> _WORKING DATA_
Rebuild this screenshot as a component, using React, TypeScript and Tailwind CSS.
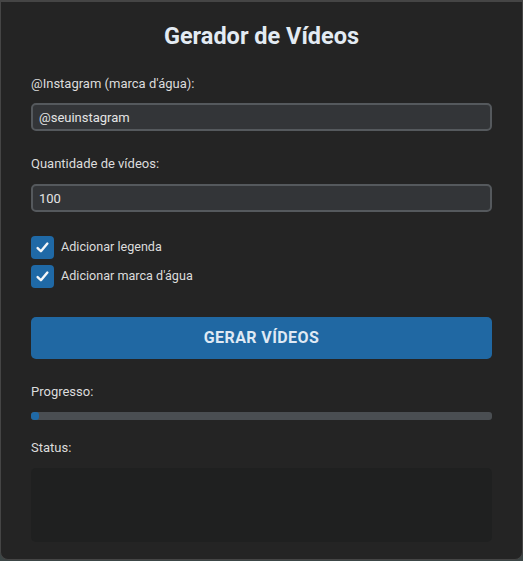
import React from 'react';

const font = { fontFamily: 'Roboto, "Liberation Sans", sans-serif' };

// Blue checkbox with a white tick, always on
const CheckRow: React.FC<{ label: string }> = ({ label }) => (
  <label className="flex items-center gap-[7px] h-[23px]">
    <span className="w-[23px] h-[23px] rounded-[4px] bg-[#1f69a6] flex items-center justify-center">
      <svg width="15" height="15" viewBox="0 0 16 16" fill="none">
        <path d="M2.8 8.6 L6.3 12 L13.2 3.8" stroke="#f4f6f8" strokeWidth="2.6" strokeLinecap="round" strokeLinejoin="round" />
      </svg>
    </span>
    <span className="text-[12.6px] text-[#dcdcdc]">{label}</span>
  </label>
);

export default function App() {
  const progress = 1.8;

  return (
    <div className="min-h-[561px] bg-[#3c4646]" style={font}>
      <div className="h-[560px] bg-[#242424] border border-t-2 border-[#454545] rounded-b-[8px] px-[30px] pt-[20px] flex flex-col">
        <h1 className="text-[23.5px] leading-[28px] font-bold text-center text-[#e3ebf3]">Gerador de Vídeos</h1>

        <div className="mt-[26px] text-[13px] leading-[16px] text-[#dcdcdc]">@Instagram (marca d'água):</div>
        <input
          className="mt-[11px] h-[28px] w-full rounded-[5px] border-2 border-[#55595d] bg-[#333538] px-[6px] text-[13px] text-[#e4e4e4] outline-none"
          defaultValue="@seuinstagram"
        />

        <div className="mt-[25px] text-[13px] leading-[16px] text-[#dcdcdc]">Quantidade de vídeos:</div>
        <input
          className="mt-[12px] h-[28px] w-full rounded-[5px] border-2 border-[#55595d] bg-[#333538] px-[6px] text-[13px] text-[#e4e4e4] outline-none"
          defaultValue="100"
        />

        <div className="mt-[24px] flex flex-col gap-[6px]">
          <CheckRow label="Adicionar legenda" />
          <CheckRow label="Adicionar marca d'água" />
        </div>

        <button className="mt-[29px] h-[42px] w-full rounded-[5px] bg-[#2068a3] text-[16px] font-bold tracking-[0.4px] text-[#dfe9f4]">
          GERAR VÍDEOS
        </button>

        <div className="mt-[25px] text-[13px] leading-[16px] text-[#dcdcdc]">Progresso:</div>
        <div className="mt-[12px] h-[8px] w-full rounded-[3px] bg-[#4a4e52] overflow-hidden">
          <div className="h-full rounded-[3px] bg-[#1f69a6]" style={{ width: `${progress}%` }} />
        </div>

        <div className="mt-[20px] text-[13px] leading-[16px] text-[#dcdcdc]">Status:</div>
        <div className="mt-[12px] h-[74px] w-full rounded-[5px] bg-[#1f2020]" />
      </div>
    </div>
  );
}
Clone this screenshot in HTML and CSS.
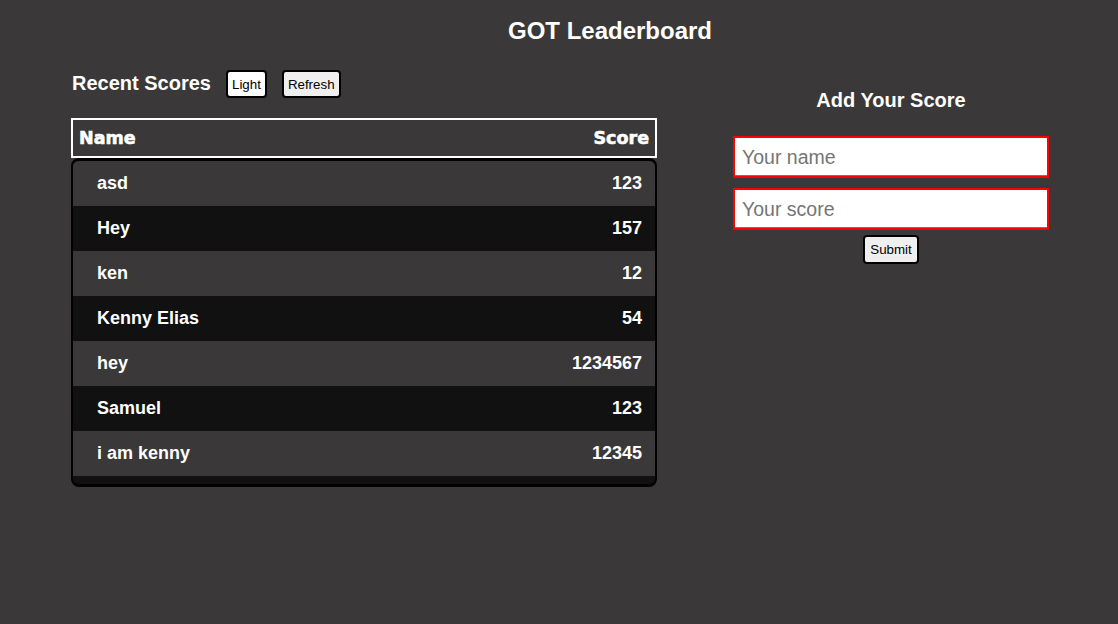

> _GIVEN TASK_
Quote the data above in full and without alteration; skip the pictures.

> _RESULT OF THIS TASK_
Rebuild this screenshot as a component, using React, TypeScript and Tailwind CSS.
import React from 'react';

const font = { fontFamily: 'Roboto, "Liberation Sans", sans-serif' };

// Blue checkbox with a white tick, always on
const CheckRow: React.FC<{ label: string }> = ({ label }) => (
  <label className="flex items-center gap-[7px] h-[23px]">
    <span className="w-[23px] h-[23px] rounded-[4px] bg-[#1f69a6] flex items-center justify-center">
      <svg width="15" height="15" viewBox="0 0 16 16" fill="none">
        <path d="M2.8 8.6 L6.3 12 L13.2 3.8" stroke="#f4f6f8" strokeWidth="2.6" strokeLinecap="round" strokeLinejoin="round" />
      </svg>
    </span>
    <span className="text-[12.6px] text-[#dcdcdc]">{label}</span>
  </label>
);

export default function App() {
  const progress = 1.8;

  return (
    <div className="min-h-[561px] bg-[#3c4646]" style={font}>
      <div className="h-[560px] bg-[#242424] border border-t-2 border-[#454545] rounded-b-[8px] px-[30px] pt-[20px] flex flex-col">
        <h1 className="text-[23.5px] leading-[28px] font-bold text-center text-[#e3ebf3]">Gerador de Vídeos</h1>

        <div className="mt-[26px] text-[13px] leading-[16px] text-[#dcdcdc]">@Instagram (marca d'água):</div>
        <input
          className="mt-[11px] h-[28px] w-full rounded-[5px] border-2 border-[#55595d] bg-[#333538] px-[6px] text-[13px] text-[#e4e4e4] outline-none"
          defaultValue="@seuinstagram"
        />

        <div className="mt-[25px] text-[13px] leading-[16px] text-[#dcdcdc]">Quantidade de vídeos:</div>
        <input
          className="mt-[12px] h-[28px] w-full rounded-[5px] border-2 border-[#55595d] bg-[#333538] px-[6px] text-[13px] text-[#e4e4e4] outline-none"
          defaultValue="100"
        />

        <div className="mt-[24px] flex flex-col gap-[6px]">
          <CheckRow label="Adicionar legenda" />
          <CheckRow label="Adicionar marca d'água" />
        </div>

        <button className="mt-[29px] h-[42px] w-full rounded-[5px] bg-[#2068a3] text-[16px] font-bold tracking-[0.4px] text-[#dfe9f4]">
          GERAR VÍDEOS
        </button>

        <div className="mt-[25px] text-[13px] leading-[16px] text-[#dcdcdc]">Progresso:</div>
        <div className="mt-[12px] h-[8px] w-full rounded-[3px] bg-[#4a4e52] overflow-hidden">
          <div className="h-full rounded-[3px] bg-[#1f69a6]" style={{ width: `${progress}%` }} />
        </div>

        <div className="mt-[20px] text-[13px] leading-[16px] text-[#dcdcdc]">Status:</div>
        <div className="mt-[12px] h-[74px] w-full rounded-[5px] bg-[#1f2020]" />
      </div>
    </div>
  );
}
Clone this screenshot in HTML and CSS.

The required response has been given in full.